═══ Data block ═══

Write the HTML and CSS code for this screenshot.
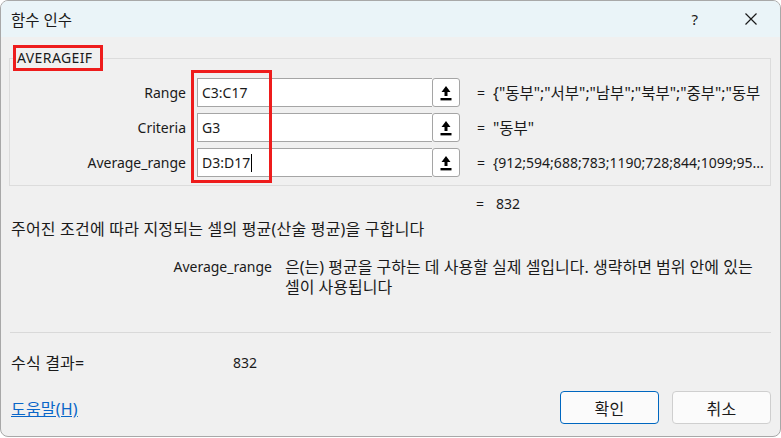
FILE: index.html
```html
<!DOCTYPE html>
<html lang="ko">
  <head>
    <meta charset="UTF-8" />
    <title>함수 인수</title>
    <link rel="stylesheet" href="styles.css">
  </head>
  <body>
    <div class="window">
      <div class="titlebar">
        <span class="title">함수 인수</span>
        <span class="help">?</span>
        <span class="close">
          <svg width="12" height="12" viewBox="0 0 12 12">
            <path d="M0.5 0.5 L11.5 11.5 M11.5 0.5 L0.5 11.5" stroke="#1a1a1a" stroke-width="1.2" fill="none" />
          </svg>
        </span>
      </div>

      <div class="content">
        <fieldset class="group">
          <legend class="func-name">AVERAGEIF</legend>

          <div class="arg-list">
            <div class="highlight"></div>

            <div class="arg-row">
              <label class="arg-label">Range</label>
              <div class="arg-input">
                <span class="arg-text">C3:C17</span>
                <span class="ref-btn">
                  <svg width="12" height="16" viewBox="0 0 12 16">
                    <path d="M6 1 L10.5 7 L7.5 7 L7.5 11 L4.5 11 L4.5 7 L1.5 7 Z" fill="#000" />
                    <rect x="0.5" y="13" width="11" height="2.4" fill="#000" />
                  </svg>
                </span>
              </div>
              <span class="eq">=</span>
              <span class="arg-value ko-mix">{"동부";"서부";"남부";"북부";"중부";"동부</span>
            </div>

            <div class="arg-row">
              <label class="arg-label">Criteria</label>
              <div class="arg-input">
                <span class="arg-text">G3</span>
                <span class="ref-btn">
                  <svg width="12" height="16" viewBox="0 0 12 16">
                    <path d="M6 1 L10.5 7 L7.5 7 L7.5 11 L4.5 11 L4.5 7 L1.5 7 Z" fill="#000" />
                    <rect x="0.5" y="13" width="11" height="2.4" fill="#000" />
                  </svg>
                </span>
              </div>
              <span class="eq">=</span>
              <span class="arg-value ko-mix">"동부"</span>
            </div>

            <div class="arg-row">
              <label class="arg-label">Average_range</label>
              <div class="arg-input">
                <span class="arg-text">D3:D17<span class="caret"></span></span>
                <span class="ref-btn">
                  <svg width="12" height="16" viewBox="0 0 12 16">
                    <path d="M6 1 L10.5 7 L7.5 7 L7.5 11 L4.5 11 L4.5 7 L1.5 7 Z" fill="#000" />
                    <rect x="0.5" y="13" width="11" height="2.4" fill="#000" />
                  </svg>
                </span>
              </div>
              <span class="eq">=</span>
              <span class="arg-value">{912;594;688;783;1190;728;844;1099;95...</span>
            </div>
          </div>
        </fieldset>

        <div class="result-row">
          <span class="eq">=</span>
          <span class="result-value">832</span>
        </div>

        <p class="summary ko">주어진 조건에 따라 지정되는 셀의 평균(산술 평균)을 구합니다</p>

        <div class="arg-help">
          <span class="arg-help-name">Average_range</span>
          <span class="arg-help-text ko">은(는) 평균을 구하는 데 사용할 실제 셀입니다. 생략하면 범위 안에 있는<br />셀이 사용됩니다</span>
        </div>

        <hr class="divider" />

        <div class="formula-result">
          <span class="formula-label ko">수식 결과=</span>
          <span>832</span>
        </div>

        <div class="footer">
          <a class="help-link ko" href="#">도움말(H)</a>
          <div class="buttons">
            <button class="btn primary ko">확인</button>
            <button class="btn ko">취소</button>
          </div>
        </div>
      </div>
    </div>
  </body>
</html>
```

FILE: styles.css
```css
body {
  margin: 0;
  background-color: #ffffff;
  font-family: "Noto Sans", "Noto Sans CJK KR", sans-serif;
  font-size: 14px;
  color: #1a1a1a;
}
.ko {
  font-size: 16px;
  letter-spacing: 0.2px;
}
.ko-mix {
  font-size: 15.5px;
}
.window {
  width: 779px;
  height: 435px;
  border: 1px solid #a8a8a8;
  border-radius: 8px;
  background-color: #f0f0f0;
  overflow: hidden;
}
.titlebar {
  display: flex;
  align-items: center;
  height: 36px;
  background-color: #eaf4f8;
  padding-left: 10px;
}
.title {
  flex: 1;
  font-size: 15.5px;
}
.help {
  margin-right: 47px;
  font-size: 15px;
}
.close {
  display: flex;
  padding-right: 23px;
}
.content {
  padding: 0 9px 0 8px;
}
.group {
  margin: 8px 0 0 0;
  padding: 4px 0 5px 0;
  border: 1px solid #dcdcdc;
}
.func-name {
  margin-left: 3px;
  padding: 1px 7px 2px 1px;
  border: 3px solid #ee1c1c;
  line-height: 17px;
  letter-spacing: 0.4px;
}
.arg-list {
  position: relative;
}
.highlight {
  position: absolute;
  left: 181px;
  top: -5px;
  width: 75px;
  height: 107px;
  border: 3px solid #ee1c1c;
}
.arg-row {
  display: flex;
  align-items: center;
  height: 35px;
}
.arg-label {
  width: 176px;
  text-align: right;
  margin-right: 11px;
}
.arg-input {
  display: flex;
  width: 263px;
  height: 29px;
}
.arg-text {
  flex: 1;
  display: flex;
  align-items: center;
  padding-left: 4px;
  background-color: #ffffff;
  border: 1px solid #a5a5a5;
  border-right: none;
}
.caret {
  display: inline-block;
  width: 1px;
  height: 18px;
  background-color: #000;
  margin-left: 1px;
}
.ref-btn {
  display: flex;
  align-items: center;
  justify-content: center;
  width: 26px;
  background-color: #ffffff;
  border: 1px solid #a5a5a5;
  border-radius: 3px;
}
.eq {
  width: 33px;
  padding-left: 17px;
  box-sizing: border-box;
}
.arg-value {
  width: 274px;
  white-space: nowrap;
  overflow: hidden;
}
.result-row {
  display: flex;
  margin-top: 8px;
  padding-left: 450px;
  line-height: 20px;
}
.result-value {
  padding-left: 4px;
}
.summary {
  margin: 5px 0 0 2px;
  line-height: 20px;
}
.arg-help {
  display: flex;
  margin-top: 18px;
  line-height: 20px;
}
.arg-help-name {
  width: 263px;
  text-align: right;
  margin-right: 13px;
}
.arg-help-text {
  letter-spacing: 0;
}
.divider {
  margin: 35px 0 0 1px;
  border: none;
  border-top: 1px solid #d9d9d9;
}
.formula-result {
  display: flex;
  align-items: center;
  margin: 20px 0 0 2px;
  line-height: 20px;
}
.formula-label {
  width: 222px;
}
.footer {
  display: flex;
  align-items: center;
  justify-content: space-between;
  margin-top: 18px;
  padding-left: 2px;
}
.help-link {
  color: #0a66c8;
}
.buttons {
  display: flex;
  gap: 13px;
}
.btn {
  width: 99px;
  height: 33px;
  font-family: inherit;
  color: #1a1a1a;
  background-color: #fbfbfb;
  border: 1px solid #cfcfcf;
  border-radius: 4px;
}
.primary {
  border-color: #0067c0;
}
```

═══

**Written request**
Repeat the material exactly as it reads, without any of its pictures.

**The completed task**
Write the HTML and CSS code for this screenshot.
FILE: index.html
```html
<!DOCTYPE html>
<html lang="ko">
  <head>
    <meta charset="UTF-8" />
    <title>함수 인수</title>
    <link rel="stylesheet" href="styles.css">
  </head>
  <body>
    <div class="window">
      <div class="titlebar">
        <span class="title">함수 인수</span>
        <span class="help">?</span>
        <span class="close">
          <svg width="12" height="12" viewBox="0 0 12 12">
            <path d="M0.5 0.5 L11.5 11.5 M11.5 0.5 L0.5 11.5" stroke="#1a1a1a" stroke-width="1.2" fill="none" />
          </svg>
        </span>
      </div>

      <div class="content">
        <fieldset class="group">
          <legend class="func-name">AVERAGEIF</legend>

          <div class="arg-list">
            <div class="highlight"></div>

            <div class="arg-row">
              <label class="arg-label">Range</label>
              <div class="arg-input">
                <span class="arg-text">C3:C17</span>
                <span class="ref-btn">
                  <svg width="12" height="16" viewBox="0 0 12 16">
                    <path d="M6 1 L10.5 7 L7.5 7 L7.5 11 L4.5 11 L4.5 7 L1.5 7 Z" fill="#000" />
                    <rect x="0.5" y="13" width="11" height="2.4" fill="#000" />
                  </svg>
                </span>
              </div>
              <span class="eq">=</span>
              <span class="arg-value ko-mix">{"동부";"서부";"남부";"북부";"중부";"동부</span>
            </div>

            <div class="arg-row">
              <label class="arg-label">Criteria</label>
              <div class="arg-input">
                <span class="arg-text">G3</span>
                <span class="ref-btn">
                  <svg width="12" height="16" viewBox="0 0 12 16">
                    <path d="M6 1 L10.5 7 L7.5 7 L7.5 11 L4.5 11 L4.5 7 L1.5 7 Z" fill="#000" />
                    <rect x="0.5" y="13" width="11" height="2.4" fill="#000" />
                  </svg>
                </span>
              </div>
              <span class="eq">=</span>
              <span class="arg-value ko-mix">"동부"</span>
            </div>

            <div class="arg-row">
              <label class="arg-label">Average_range</label>
              <div class="arg-input">
                <span class="arg-text">D3:D17<span class="caret"></span></span>
                <span class="ref-btn">
                  <svg width="12" height="16" viewBox="0 0 12 16">
                    <path d="M6 1 L10.5 7 L7.5 7 L7.5 11 L4.5 11 L4.5 7 L1.5 7 Z" fill="#000" />
                    <rect x="0.5" y="13" width="11" height="2.4" fill="#000" />
                  </svg>
                </span>
              </div>
              <span class="eq">=</span>
              <span class="arg-value">{912;594;688;783;1190;728;844;1099;95...</span>
            </div>
          </div>
        </fieldset>

        <div class="result-row">
          <span class="eq">=</span>
          <span class="result-value">832</span>
        </div>

        <p class="summary ko">주어진 조건에 따라 지정되는 셀의 평균(산술 평균)을 구합니다</p>

        <div class="arg-help">
          <span class="arg-help-name">Average_range</span>
          <span class="arg-help-text ko">은(는) 평균을 구하는 데 사용할 실제 셀입니다. 생략하면 범위 안에 있는<br />셀이 사용됩니다</span>
        </div>

        <hr class="divider" />

        <div class="formula-result">
          <span class="formula-label ko">수식 결과=</span>
          <span>832</span>
        </div>

        <div class="footer">
          <a class="help-link ko" href="#">도움말(H)</a>
          <div class="buttons">
            <button class="btn primary ko">확인</button>
            <button class="btn ko">취소</button>
          </div>
        </div>
      </div>
    </div>
  </body>
</html>
```

FILE: styles.css
```css
body {
  margin: 0;
  background-color: #ffffff;
  font-family: "Noto Sans", "Noto Sans CJK KR", sans-serif;
  font-size: 14px;
  color: #1a1a1a;
}
.ko {
  font-size: 16px;
  letter-spacing: 0.2px;
}
.ko-mix {
  font-size: 15.5px;
}
.window {
  width: 779px;
  height: 435px;
  border: 1px solid #a8a8a8;
  border-radius: 8px;
  background-color: #f0f0f0;
  overflow: hidden;
}
.titlebar {
  display: flex;
  align-items: center;
  height: 36px;
  background-color: #eaf4f8;
  padding-left: 10px;
}
.title {
  flex: 1;
  font-size: 15.5px;
}
.help {
  margin-right: 47px;
  font-size: 15px;
}
.close {
  display: flex;
  padding-right: 23px;
}
.content {
  padding: 0 9px 0 8px;
}
.group {
  margin: 8px 0 0 0;
  padding: 4px 0 5px 0;
  border: 1px solid #dcdcdc;
}
.func-name {
  margin-left: 3px;
  padding: 1px 7px 2px 1px;
  border: 3px solid #ee1c1c;
  line-height: 17px;
  letter-spacing: 0.4px;
}
.arg-list {
  position: relative;
}
.highlight {
  position: absolute;
  left: 181px;
  top: -5px;
  width: 75px;
  height: 107px;
  border: 3px solid #ee1c1c;
}
.arg-row {
  display: flex;
  align-items: center;
  height: 35px;
}
.arg-label {
  width: 176px;
  text-align: right;
  margin-right: 11px;
}
.arg-input {
  display: flex;
  width: 263px;
  height: 29px;
}
.arg-text {
  flex: 1;
  display: flex;
  align-items: center;
  padding-left: 4px;
  background-color: #ffffff;
  border: 1px solid #a5a5a5;
  border-right: none;
}
.caret {
  display: inline-block;
  width: 1px;
  height: 18px;
  background-color: #000;
  margin-left: 1px;
}
.ref-btn {
  display: flex;
  align-items: center;
  justify-content: center;
  width: 26px;
  background-color: #ffffff;
  border: 1px solid #a5a5a5;
  border-radius: 3px;
}
.eq {
  width: 33px;
  padding-left: 17px;
  box-sizing: border-box;
}
.arg-value {
  width: 274px;
  white-space: nowrap;
  overflow: hidden;
}
.result-row {
  display: flex;
  margin-top: 8px;
  padding-left: 450px;
  line-height: 20px;
}
.result-value {
  padding-left: 4px;
}
.summary {
  margin: 5px 0 0 2px;
  line-height: 20px;
}
.arg-help {
  display: flex;
  margin-top: 18px;
  line-height: 20px;
}
.arg-help-name {
  width: 263px;
  text-align: right;
  margin-right: 13px;
}
.arg-help-text {
  letter-spacing: 0;
}
.divider {
  margin: 35px 0 0 1px;
  border: none;
  border-top: 1px solid #d9d9d9;
}
.formula-result {
  display: flex;
  align-items: center;
  margin: 20px 0 0 2px;
  line-height: 20px;
}
.formula-label {
  width: 222px;
}
.footer {
  display: flex;
  align-items: center;
  justify-content: space-between;
  margin-top: 18px;
  padding-left: 2px;
}
.help-link {
  color: #0a66c8;
}
.buttons {
  display: flex;
  gap: 13px;
}
.btn {
  width: 99px;
  height: 33px;
  font-family: inherit;
  color: #1a1a1a;
  background-color: #fbfbfb;
  border: 1px solid #cfcfcf;
  border-radius: 4px;
}
.primary {
  border-color: #0067c0;
}
```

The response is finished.